Deana Lawson’s photographs are an important visual triumph.

By Arts & Culture

Deana Lawson’s eponymous exhibition of large-scale photographs at the Art Institute of Chicago is a quiet journey through the spiritual and corporeal state of the African diaspora, as the artist addresses the black body through an unabashed, deeply affectionate lens, where blackness talks about blackness without reference to any presumed opposite.

Other artists might have moved their subject away from the unfinished kitchen, with its peeling wallpaper and empty sink fixtures; they might have persuaded subjects to don something other than a leopard-print spandex bodysuit.
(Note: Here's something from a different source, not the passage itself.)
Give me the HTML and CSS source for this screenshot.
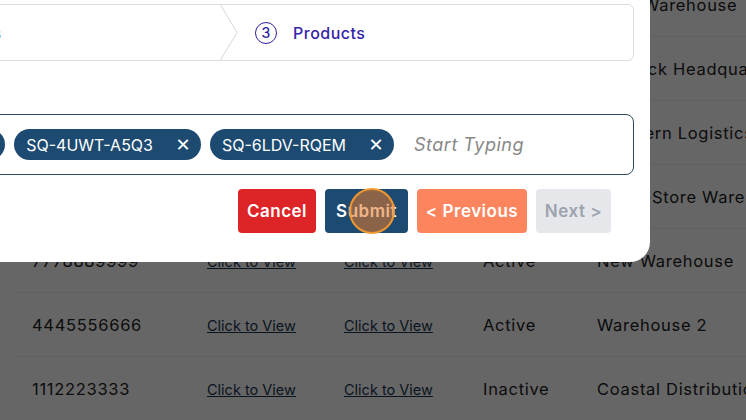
FILE: index.html
```html
<!DOCTYPE html>
<html>
<head>
<meta charset="utf-8">
<link rel="stylesheet" href="styles.css">
</head>
<body>
<div class="page">
  <table class="grid">
    <colgroup><col class="c1"><col class="c2"><col class="c3"><col class="c4"><col></colgroup>
    <tr><td>9990001111</td><td><a>Click to View</a></td><td><a>Click to View</a></td><td>Active</td><td>Main Warehouse</td></tr>
    <tr><td>2223334444</td><td><a>Click to View</a></td><td><a>Click to View</a></td><td>Active</td><td>Outback Headquarters</td></tr>
    <tr><td>5556667777</td><td><a>Click to View</a></td><td><a>Click to View</a></td><td>Active</td><td>Northern Logistics</td></tr>
    <tr><td>8889990000</td><td><a>Click to View</a></td><td><a>Click to View</a></td><td>Active</td><td>Mega-Store Warehouse</td></tr>
    <tr><td>7778889999</td><td><a>Click to View</a></td><td><a>Click to View</a></td><td>Active</td><td>New Warehouse</td></tr>
    <tr><td>4445556666</td><td><a>Click to View</a></td><td><a>Click to View</a></td><td>Active</td><td>Warehouse 2</td></tr>
    <tr><td>1112223333</td><td><a>Click to View</a></td><td><a>Click to View</a></td><td>Inactive</td><td>Coastal Distribution</td></tr>
  </table>
</div>
<div class="overlay"></div>
<div class="modal">
  <div class="stepper">
    <div class="step">
      <div class="step-body"><span class="num">1</span><span class="label">Warehouse</span></div>
    </div>
    <div class="step">
      <svg class="chev" width="18" height="55" viewBox="0 0 18 55"><polyline points="0.5,0 17,27.5 0.5,55" fill="none" stroke="#d6d6d6" stroke-width="1"/></svg>
      <div class="step-body"><span class="num">2</span><span class="label">Details</span></div>
    </div>
    <div class="step step-last active">
      <svg class="chev" width="18" height="55" viewBox="0 0 18 55"><polyline points="0.5,0 17,27.5 0.5,55" fill="none" stroke="#d6d6d6" stroke-width="1"/></svg>
      <div class="step-body"><span class="num">3</span><span class="label">Products</span></div>
    </div>
  </div>
  <div class="tagbox">
    <div class="chips">
      <span class="chip">SQ-1KDM-7PLA<span class="x">✕</span></span>
      <span class="chip">SQ-9HTR-2ZXB<span class="x">✕</span></span>
      <span class="chip">SQ-3NVE-8QWC<span class="x">✕</span></span>
      <span class="chip">SQ-4UWT-A5Q3<span class="x">✕</span></span>
      <span class="chip">SQ-6LDV-RQEM<span class="x">✕</span></span>
    </div>
    <input class="typing" type="text" placeholder="Start Typing">
  </div>
  <div class="actions">
    <button class="btn cancel">Cancel</button>
    <button class="btn submit">Submit</button>
    <button class="btn prev">&lt; Previous</button>
    <button class="btn next">Next &gt;</button>
  </div>
</div>
<div class="cursor"></div>
</body>
</html>
```
FILE: styles.css
```css
html, body {
  margin: 0;
  padding: 0;
  width: 746px;
  height: 420px;
  overflow: hidden;
  background: #ffffff;
  font-family: "Inter", "DejaVu Sans", sans-serif;
  position: relative;
}

.page {
  margin-top: -27px;
  padding-left: 15px;
}

.grid {
  border-collapse: collapse;
  width: 900px;
  font-size: 16.5px;
  color: #222;
  letter-spacing: 0.7px;
}
.grid .c1 { width: 175px; }
.grid .c2 { width: 137px; }
.grid .c3 { width: 139px; }
.grid .c4 { width: 114px; }
.grid td {
  height: 63px;
  padding: 0 0 0 17px;
  border-bottom: 1px solid #f0f0f0;
  white-space: nowrap;
  vertical-align: middle;
}
.grid a {
  color: #1c3550;
  text-decoration: underline;
  font-size: 14.5px;
  letter-spacing: 0;
}

.overlay {
  position: absolute;
  inset: 0;
  background: rgba(0, 0, 0, 0.6);
}

.modal {
  position: absolute;
  left: -491px;
  top: -20px;
  width: 1109px;
  padding: 24px 16px 29px 16px;
  background: #fff;
  border-radius: 20px;
}

.stepper {
  display: flex;
  height: 55px;
  border: 1px solid #dcdcdc;
  border-radius: 6px;
  background: #fff;
}
.step {
  width: 347px;
  display: flex;
  align-items: stretch;
}
.step-last { flex: 1; }
.chev { flex: none; display: block; }
.step-body {
  display: flex;
  align-items: center;
  gap: 16px;
  padding-left: 17px;
  color: #555;
  font-size: 16px;
  font-weight: 500;
  letter-spacing: 0.5px;
}
.num {
  width: 20px;
  height: 20px;
  border: 1.5px solid #888;
  border-radius: 50%;
  display: flex;
  align-items: center;
  justify-content: center;
  font-size: 14px;
  letter-spacing: 0;
}
.active .step-body { color: #3523a8; }
.active .num { border-color: #2e1f9e; color: #2e1f9e; }

.tagbox {
  margin-top: 53px;
  height: 59px;
  border: 1.5px solid #2d4b5c;
  border-radius: 8px;
  display: flex;
  align-items: center;
  padding: 0 12px;
  gap: 8px;
}
.chips {
  flex: 1;
  display: flex;
  justify-content: flex-end;
  gap: 9px;
  overflow: hidden;
  min-width: 0;
}
.chip {
  flex: none;
  display: flex;
  align-items: center;
  height: 31px;
  padding: 0 10px 0 12px;
  border-radius: 16px;
  background: #1d4a71;
  color: #fff;
  font-size: 16px;
  white-space: nowrap;
}
.chip .x {
  margin-left: 22px;
  font-size: 18px;
  width: 16px;
  text-align: center;
}
.typing {
  width: 207px;
  border: none;
  outline: none;
  padding: 0 0 0 12px;
  font-family: inherit;
  font-size: 18px;
  letter-spacing: 0.5px;
  background: transparent;
}
.typing::placeholder {
  color: #888;
  font-style: italic;
}

.actions {
  display: flex;
  justify-content: flex-end;
  gap: 9px;
  margin-top: 14px;
  padding-right: 23px;
}
.btn {
  height: 44px;
  border: none;
  border-radius: 4px;
  font-family: inherit;
  font-size: 17px;
  font-weight: 600;
  letter-spacing: 0.5px;
  color: #fff;
  padding: 0;
}
.cancel { background: #dd2426; width: 78px; }
.submit { background: #1d4a71; width: 83px; }
.prev { background: #fc855d; width: 110px; }
.next { background: #e5e7eb; color: #9ca3af; width: 75px; }

.cursor {
  position: absolute;
  left: 349px;
  top: 188px;
  width: 42px;
  height: 42px;
  border-radius: 50%;
  border: 2px solid #f0982e;
  background: rgba(230, 120, 40, 0.55);
}
```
Rather than hold up a facade to appeal to middle- class sensibilities, Lawson makes photographs that positively glow with a loving honesty toward her subjects.

Starting in an idyllic Eden, Lawson leads the viewer through various landscapes: They include the Democratic Republic of the Congo, Brooklyn, Haiti, New Orleans, and Detroit. The exhibit runs in a circle, ending where it began, which represents an unending cycle of constant reinvention. Lawson presents her subjects as both sacred and carnal, with no real separation between the two, making her photographs documents of trust, sensuality, and spirituality.

The only visual snag a viewer might hit is with two prints that are hung just outside the gallery proper, in the overflow area. Although this is common practice for this portion on the museum, it is a bit visually jarring. While the photographs stand out of context from the others, they still retain the essential sacredness so central to the show as a whole.

There is one print that is sadly not part of the current exhibition. Entitled “Diva at 73 Years Old,” 2009, it depicts a woman seated next to a piano. She is nude, save for high heels and a feathery coat. On top of the piano rests a black-painted, red-lipped lawn jockey. Had it been included, this photograph might have pushed local sensibilities beyond capacity. It seems almost to taunt the viewer, depicting a blackness that we in the United States have been told should not be permitted to exist, yet clearly does. And that’s the artist’s point: no one can put blackness in a box or even define it sufficiently. So Lawson has set herself to the task of illuminating it, a little bit at a time, that viewers may revere it as much as she does.

“Deana Lawson” runs through January 10, 2016, at the Art Institute of Chicago.